§ **Written request**
Retype exactly what runs from the first line of the data to the line with "const [tab, setTab]", keeping both of those lines and skipping pictures.

═══

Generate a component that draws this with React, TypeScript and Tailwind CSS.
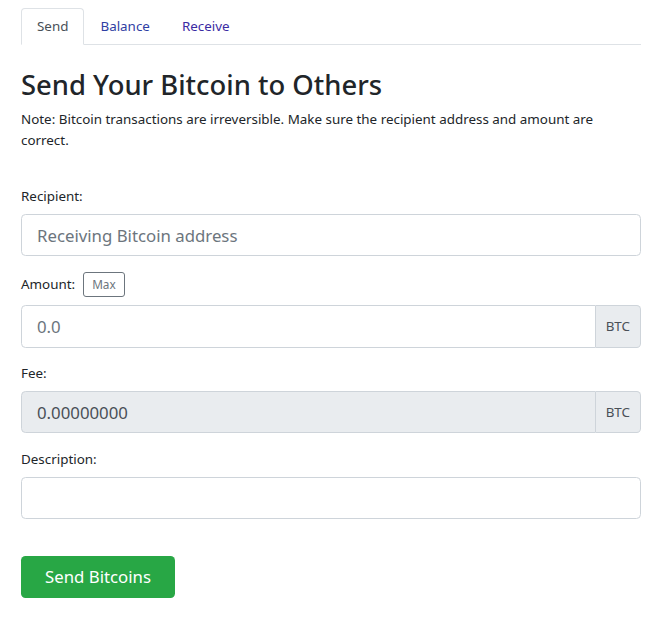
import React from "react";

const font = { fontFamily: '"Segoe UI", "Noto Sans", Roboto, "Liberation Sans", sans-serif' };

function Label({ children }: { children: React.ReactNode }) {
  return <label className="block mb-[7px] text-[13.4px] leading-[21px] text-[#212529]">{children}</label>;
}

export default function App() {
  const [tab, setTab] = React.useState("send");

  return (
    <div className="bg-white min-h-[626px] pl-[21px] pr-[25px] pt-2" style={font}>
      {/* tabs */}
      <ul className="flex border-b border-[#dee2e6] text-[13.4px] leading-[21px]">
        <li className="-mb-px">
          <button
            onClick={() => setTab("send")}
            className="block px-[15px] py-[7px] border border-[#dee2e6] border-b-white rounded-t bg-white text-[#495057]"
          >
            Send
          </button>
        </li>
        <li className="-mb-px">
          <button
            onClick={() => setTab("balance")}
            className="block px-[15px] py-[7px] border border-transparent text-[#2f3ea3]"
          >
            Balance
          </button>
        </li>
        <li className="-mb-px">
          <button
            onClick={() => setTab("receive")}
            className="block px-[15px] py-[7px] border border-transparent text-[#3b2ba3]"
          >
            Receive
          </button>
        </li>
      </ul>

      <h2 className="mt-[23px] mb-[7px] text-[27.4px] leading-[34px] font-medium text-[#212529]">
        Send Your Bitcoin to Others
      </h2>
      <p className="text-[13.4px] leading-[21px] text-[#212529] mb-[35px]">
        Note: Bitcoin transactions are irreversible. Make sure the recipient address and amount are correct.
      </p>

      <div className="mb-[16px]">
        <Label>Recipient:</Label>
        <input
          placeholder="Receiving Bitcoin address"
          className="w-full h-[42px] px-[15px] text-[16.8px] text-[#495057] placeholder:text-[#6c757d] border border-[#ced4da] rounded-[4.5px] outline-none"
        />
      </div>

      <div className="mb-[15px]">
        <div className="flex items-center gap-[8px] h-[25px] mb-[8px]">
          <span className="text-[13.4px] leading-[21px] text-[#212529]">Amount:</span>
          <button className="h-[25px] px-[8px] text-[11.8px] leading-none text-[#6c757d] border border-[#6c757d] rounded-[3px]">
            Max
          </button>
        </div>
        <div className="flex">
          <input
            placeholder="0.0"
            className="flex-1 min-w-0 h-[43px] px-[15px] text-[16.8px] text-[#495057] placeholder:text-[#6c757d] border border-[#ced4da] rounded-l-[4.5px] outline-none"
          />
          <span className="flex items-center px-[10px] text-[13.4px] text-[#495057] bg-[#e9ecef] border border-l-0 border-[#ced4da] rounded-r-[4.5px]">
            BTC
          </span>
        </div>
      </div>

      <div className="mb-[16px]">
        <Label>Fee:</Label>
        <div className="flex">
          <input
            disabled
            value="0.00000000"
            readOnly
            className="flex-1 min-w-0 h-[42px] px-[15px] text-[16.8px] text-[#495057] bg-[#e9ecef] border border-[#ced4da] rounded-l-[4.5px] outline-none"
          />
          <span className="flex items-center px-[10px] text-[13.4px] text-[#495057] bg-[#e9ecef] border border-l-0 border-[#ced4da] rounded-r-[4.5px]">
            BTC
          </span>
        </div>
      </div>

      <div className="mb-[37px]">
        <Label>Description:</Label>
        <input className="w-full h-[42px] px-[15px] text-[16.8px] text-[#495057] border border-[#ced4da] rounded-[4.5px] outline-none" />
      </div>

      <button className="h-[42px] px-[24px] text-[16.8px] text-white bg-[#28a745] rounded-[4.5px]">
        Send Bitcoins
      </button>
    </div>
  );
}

═══

§ **Task result**
Generate a component that draws this with React, TypeScript and Tailwind CSS.
import React from "react";

const font = { fontFamily: '"Segoe UI", "Noto Sans", Roboto, "Liberation Sans", sans-serif' };

function Label({ children }: { children: React.ReactNode }) {
  return <label className="block mb-[7px] text-[13.4px] leading-[21px] text-[#212529]">{children}</label>;
}

export default function App() {
  const [tab, setTab] = React.useState("send");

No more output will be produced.